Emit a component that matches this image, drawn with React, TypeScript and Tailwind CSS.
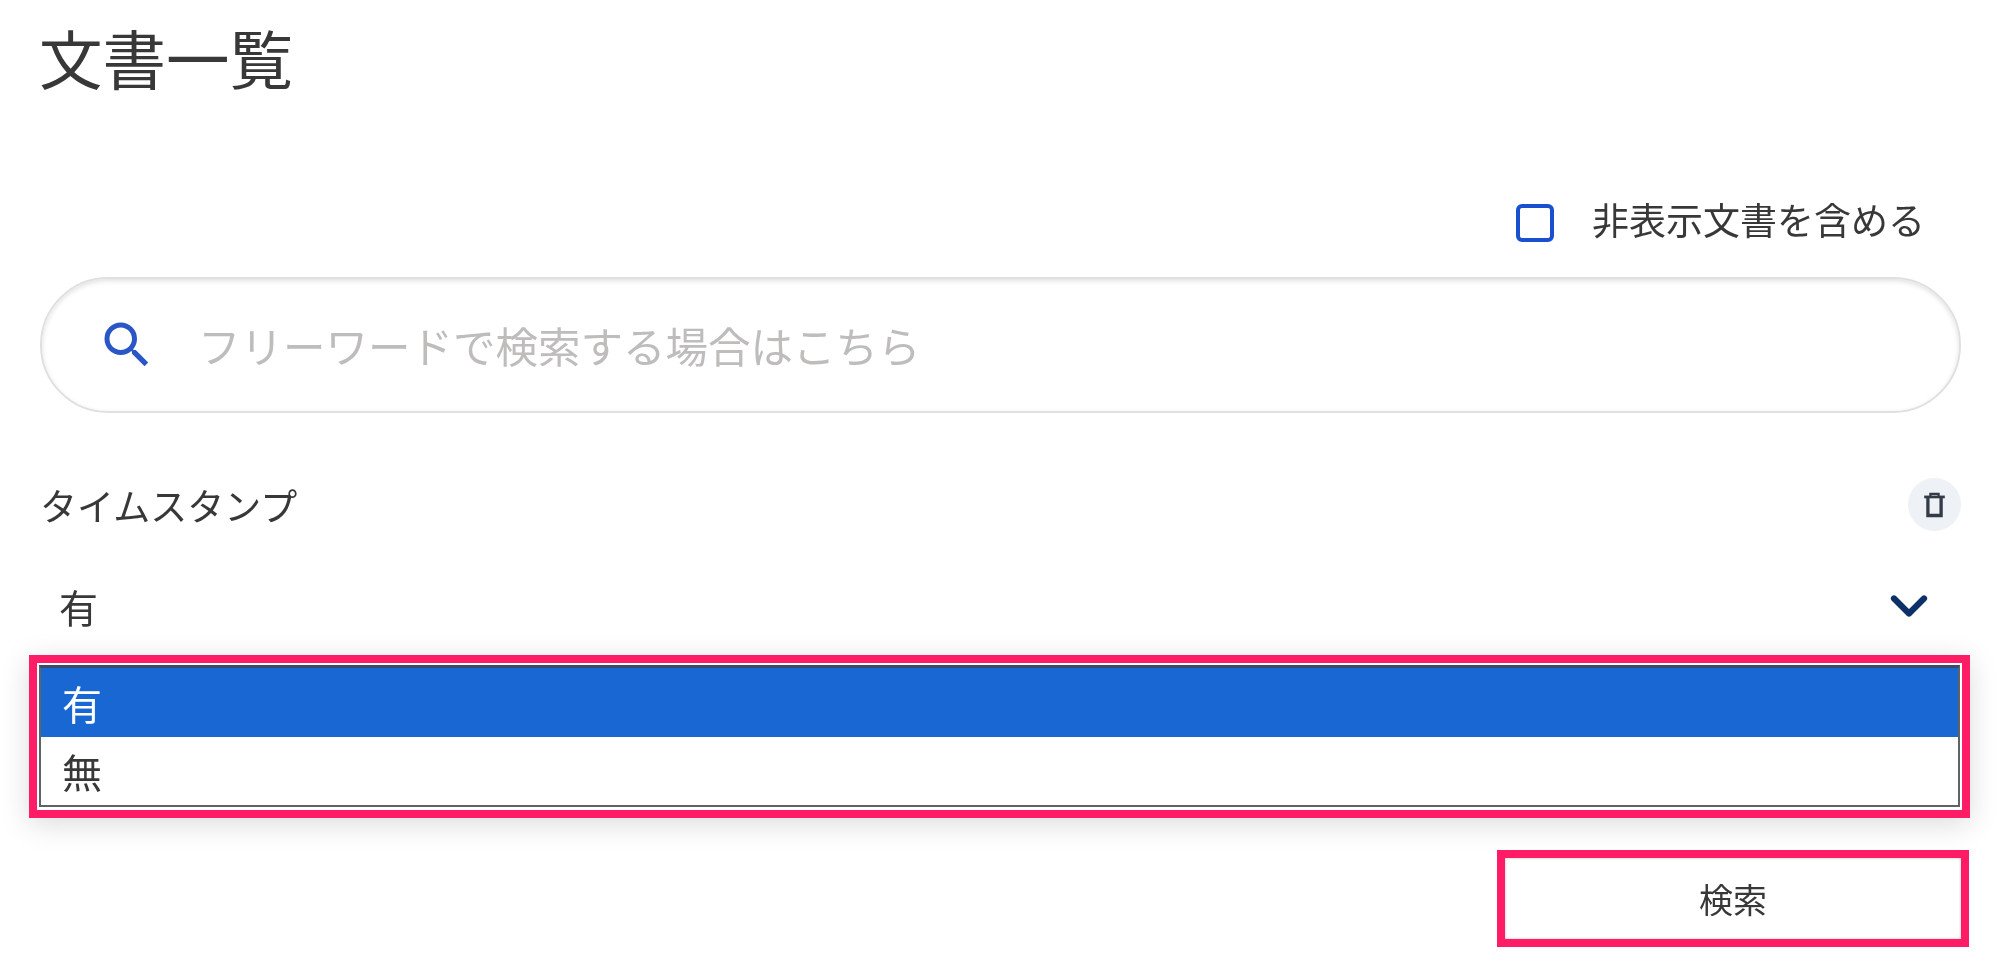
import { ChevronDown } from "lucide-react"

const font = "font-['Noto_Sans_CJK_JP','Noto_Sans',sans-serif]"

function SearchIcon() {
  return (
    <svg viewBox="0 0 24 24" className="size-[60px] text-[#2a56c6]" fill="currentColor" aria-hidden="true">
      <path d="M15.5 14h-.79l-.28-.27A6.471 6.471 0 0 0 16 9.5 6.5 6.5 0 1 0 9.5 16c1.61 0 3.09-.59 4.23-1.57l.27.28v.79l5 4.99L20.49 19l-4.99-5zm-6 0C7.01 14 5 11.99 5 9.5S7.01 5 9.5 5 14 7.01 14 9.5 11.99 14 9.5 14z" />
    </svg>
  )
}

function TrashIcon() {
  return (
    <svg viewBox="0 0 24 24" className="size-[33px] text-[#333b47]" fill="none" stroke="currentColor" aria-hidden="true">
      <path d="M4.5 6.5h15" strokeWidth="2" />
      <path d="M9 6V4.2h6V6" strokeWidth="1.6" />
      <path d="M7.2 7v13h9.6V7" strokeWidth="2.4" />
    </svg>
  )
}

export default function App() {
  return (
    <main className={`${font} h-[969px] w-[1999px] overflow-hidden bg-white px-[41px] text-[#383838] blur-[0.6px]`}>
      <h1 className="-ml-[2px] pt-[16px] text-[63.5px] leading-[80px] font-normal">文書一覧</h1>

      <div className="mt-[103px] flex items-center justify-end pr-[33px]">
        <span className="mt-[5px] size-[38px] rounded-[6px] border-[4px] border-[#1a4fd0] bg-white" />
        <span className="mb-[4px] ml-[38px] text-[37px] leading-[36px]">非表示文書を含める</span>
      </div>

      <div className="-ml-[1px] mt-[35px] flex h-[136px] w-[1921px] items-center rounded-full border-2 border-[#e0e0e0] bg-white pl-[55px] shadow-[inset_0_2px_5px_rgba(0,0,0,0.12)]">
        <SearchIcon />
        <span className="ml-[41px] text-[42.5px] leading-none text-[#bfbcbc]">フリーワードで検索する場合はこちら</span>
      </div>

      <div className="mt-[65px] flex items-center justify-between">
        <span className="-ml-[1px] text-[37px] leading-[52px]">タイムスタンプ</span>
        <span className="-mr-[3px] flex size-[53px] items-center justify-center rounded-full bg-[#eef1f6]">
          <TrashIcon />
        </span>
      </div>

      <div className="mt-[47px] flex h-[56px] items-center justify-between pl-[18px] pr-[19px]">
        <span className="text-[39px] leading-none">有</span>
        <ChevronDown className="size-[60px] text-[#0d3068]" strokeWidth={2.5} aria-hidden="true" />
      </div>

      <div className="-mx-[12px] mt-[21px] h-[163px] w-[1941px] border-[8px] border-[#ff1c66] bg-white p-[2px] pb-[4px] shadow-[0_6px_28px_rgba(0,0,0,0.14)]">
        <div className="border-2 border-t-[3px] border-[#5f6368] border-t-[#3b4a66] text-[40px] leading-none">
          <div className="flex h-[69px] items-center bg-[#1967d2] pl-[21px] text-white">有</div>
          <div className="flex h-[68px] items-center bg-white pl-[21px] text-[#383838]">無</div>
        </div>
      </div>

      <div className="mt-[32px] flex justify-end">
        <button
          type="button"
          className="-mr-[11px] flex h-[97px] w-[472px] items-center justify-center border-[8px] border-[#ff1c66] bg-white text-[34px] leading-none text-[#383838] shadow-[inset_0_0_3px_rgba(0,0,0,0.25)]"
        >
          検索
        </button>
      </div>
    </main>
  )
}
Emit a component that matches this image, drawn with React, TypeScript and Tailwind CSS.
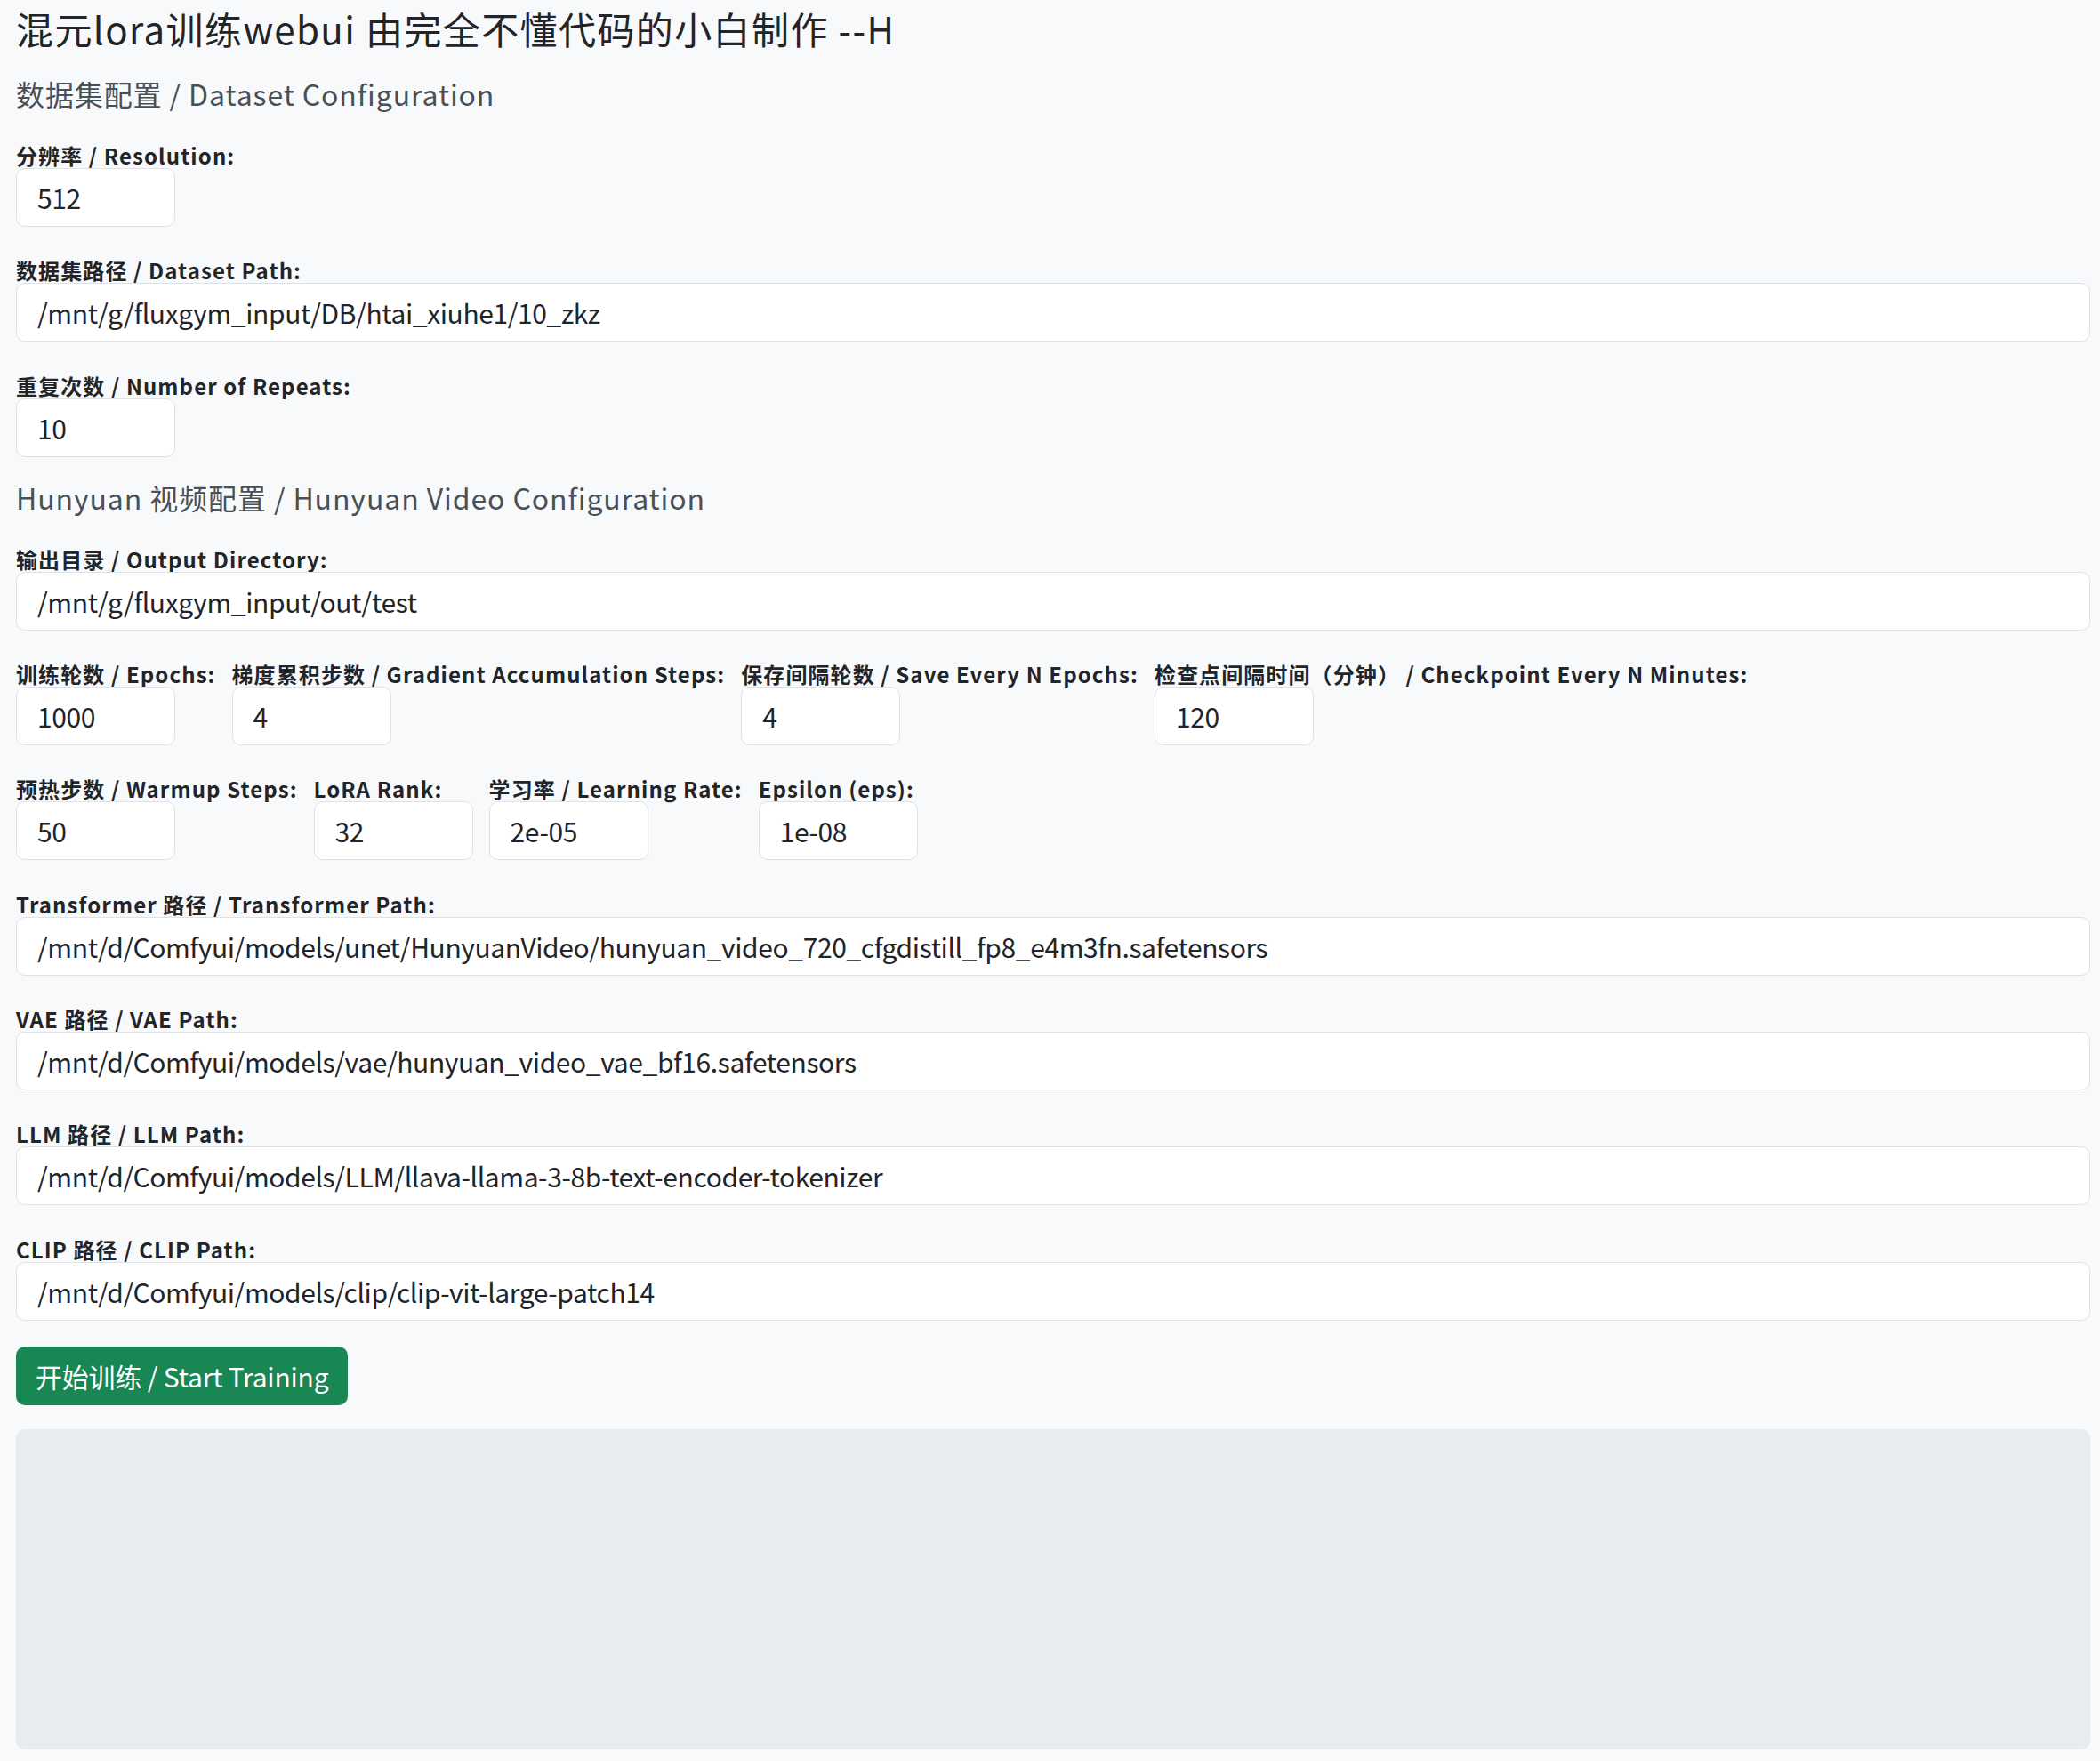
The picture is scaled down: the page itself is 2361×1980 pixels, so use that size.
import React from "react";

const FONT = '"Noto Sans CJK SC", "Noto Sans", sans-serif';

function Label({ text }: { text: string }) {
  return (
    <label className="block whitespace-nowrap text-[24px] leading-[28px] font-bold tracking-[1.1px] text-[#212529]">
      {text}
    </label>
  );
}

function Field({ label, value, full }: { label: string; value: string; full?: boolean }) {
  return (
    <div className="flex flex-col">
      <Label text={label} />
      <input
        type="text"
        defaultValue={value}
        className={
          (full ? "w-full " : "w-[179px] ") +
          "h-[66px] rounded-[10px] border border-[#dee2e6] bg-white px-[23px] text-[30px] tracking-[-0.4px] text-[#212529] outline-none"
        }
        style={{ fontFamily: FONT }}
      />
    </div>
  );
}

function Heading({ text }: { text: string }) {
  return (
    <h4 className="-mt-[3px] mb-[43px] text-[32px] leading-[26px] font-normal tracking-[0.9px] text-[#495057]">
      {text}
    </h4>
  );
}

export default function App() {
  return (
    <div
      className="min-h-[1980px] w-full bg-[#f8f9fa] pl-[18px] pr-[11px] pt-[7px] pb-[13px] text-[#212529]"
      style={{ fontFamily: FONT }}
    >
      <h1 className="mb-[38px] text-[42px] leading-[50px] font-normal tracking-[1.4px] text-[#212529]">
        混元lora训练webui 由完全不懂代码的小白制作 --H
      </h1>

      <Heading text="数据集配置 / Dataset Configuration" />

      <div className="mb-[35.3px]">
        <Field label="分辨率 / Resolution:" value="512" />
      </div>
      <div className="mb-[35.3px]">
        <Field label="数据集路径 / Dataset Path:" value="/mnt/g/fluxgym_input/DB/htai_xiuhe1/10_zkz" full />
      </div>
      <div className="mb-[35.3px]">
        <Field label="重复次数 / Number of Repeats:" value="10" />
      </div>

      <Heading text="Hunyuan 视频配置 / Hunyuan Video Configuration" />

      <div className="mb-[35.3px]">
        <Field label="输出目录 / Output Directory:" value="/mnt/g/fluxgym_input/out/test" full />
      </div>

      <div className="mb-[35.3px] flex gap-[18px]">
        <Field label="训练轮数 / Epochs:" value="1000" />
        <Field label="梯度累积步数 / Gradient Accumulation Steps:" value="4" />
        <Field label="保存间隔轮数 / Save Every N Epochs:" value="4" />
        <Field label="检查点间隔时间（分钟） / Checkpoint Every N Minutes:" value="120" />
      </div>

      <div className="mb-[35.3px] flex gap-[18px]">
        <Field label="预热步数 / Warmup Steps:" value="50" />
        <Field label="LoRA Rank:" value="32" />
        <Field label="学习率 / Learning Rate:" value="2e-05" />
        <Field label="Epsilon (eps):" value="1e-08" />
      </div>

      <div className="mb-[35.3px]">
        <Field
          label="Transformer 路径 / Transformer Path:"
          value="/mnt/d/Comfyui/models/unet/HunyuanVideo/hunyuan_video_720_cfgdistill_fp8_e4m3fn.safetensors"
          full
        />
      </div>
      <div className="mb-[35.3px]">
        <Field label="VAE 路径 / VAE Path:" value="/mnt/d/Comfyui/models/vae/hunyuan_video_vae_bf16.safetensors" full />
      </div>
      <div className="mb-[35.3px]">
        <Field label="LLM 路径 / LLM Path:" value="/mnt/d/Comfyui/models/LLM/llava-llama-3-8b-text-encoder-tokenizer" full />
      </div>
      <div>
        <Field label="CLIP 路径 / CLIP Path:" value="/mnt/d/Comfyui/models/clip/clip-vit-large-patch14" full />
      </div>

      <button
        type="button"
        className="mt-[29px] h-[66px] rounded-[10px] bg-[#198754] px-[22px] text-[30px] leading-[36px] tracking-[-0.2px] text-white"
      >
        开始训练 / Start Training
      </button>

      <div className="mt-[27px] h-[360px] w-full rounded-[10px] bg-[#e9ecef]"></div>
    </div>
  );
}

------------------------

TASK STATEMENT: Transcribe, exactly and exclusively, the run of lines that opens with the line bearing "The picture is" and closes with the line bearing "视频配置 / Hunyuan".

TASK OUTPUT:
The picture is scaled down: the page itself is 2361×1980 pixels, so use that size.
import React from "react";

const FONT = '"Noto Sans CJK SC", "Noto Sans", sans-serif';

function Label({ text }: { text: string }) {
  return (
    <label className="block whitespace-nowrap text-[24px] leading-[28px] font-bold tracking-[1.1px] text-[#212529]">
      {text}
    </label>
  );
}

function Field({ label, value, full }: { label: string; value: string; full?: boolean }) {
  return (
    <div className="flex flex-col">
      <Label text={label} />
      <input
        type="text"
        defaultValue={value}
        className={
          (full ? "w-full " : "w-[179px] ") +
          "h-[66px] rounded-[10px] border border-[#dee2e6] bg-white px-[23px] text-[30px] tracking-[-0.4px] text-[#212529] outline-none"
        }
        style={{ fontFamily: FONT }}
      />
    </div>
  );
}

function Heading({ text }: { text: string }) {
  return (
    <h4 className="-mt-[3px] mb-[43px] text-[32px] leading-[26px] font-normal tracking-[0.9px] text-[#495057]">
      {text}
    </h4>
  );
}

export default function App() {
  return (
    <div
      className="min-h-[1980px] w-full bg-[#f8f9fa] pl-[18px] pr-[11px] pt-[7px] pb-[13px] text-[#212529]"
      style={{ fontFamily: FONT }}
    >
      <h1 className="mb-[38px] text-[42px] leading-[50px] font-normal tracking-[1.4px] text-[#212529]">
        混元lora训练webui 由完全不懂代码的小白制作 --H
      </h1>

      <Heading text="数据集配置 / Dataset Configuration" />

      <div className="mb-[35.3px]">
        <Field label="分辨率 / Resolution:" value="512" />
      </div>
      <div className="mb-[35.3px]">
        <Field label="数据集路径 / Dataset Path:" value="/mnt/g/fluxgym_input/DB/htai_xiuhe1/10_zkz" full />
      </div>
      <div className="mb-[35.3px]">
        <Field label="重复次数 / Number of Repeats:" value="10" />
      </div>

      <Heading text="Hunyuan 视频配置 / Hunyuan Video Configuration" />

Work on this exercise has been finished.